The astro-particle physics research group is currently involved in several projects:
- Dark Matter in Non-Standard Cosmologies: Standard Big Bang Cosmology provides a concrete method for theoretically determining the abundance of neutralinos (dark matter) at the present epoch. It is critical for the relic abundance of neutralinos to match the experimental observations of the dark abundance in our galaxy and universe overall. However, most dark matter models generically predict too little or too much dark matter and most of the theoretical parameter space has been ruled out by dark matter searches. A successful extension to the standard model should predict the dark matter density without too much fine-tuning. One way of evading this problem is to deal with non-standard cosmological models. For example, if the early Universe were dominated by the energy density of scalar field (which then decays leading to the era of radiation dominance), the standard production scenario of neutralinos can be altered in important ways. The purpose of this project (which builds off work of Gelmini and Gondolo) is to determine if neutralinos, produced through non-standard cosmology scenarios such late-decay of scalar particles, can act as the majority or even a sub-dominant component of the dark matter in our galaxy and universe and 2) to determine if dark matter indirect detection experiments can put limits on the scalar field properties or rule out late-decaying scalar fields entirely. This project will analyze various theoretical scenarios in which dark matter using computer simulations and analytic calculations to determine if dark matter in this form is detectable by current and future experiments.

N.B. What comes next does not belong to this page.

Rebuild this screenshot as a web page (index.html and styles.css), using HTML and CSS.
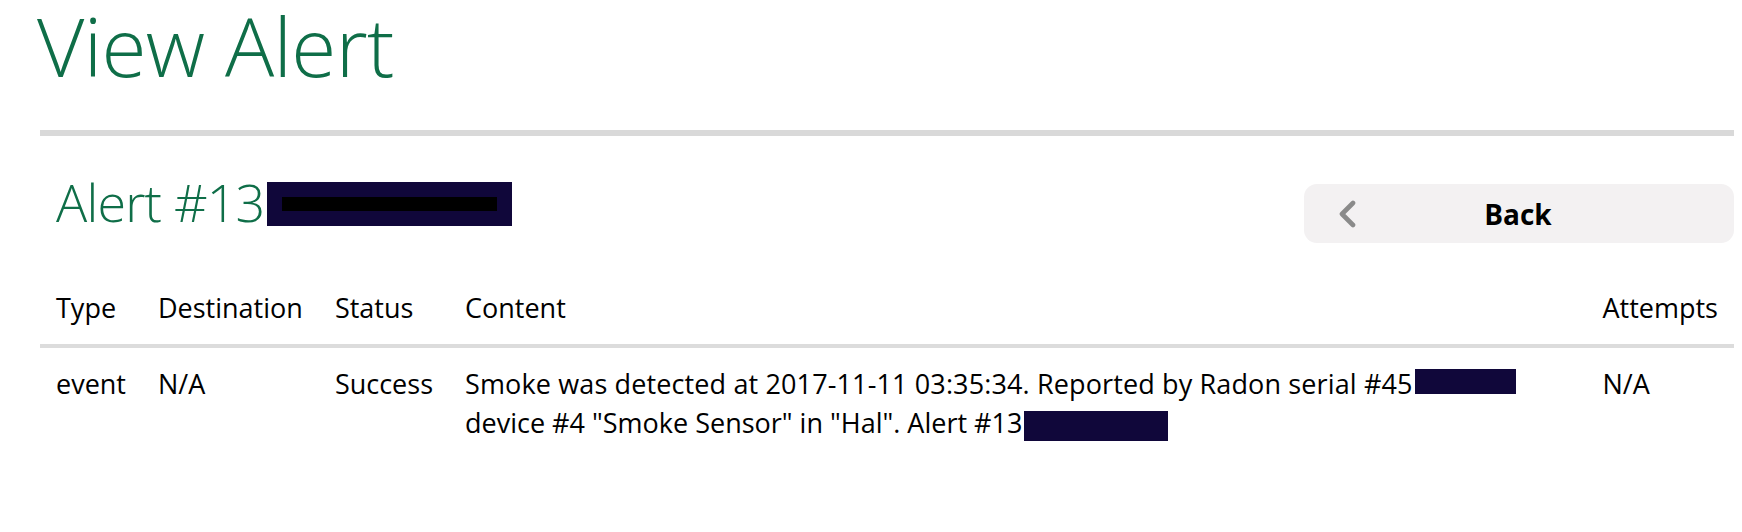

- Kaluza-Klein Dark Matter: Theories of extra dimensions can offer a stable dark matter candidate completely independent of SUSY. In theories with extra dimensions, excited states of particles (called pyrgons or ladder states) can act as dark matter. We are currently working to incorporate Kaluza-Klein dark matter into DarkSUSY, a software package which simulates and predicts dark matter interactions and properties.
- Direct and Indirect Limits on Dark Matter in DarkSUSY: Direct detection experiments such as CDMS and ZEPLIN (and others) as well as satellites wuch as PAMELA and GLAST are placing new limits on dark matter properties. This project involves modifying DarkSUSY to use the latest detection limits to either validate or invalidate theoretical models.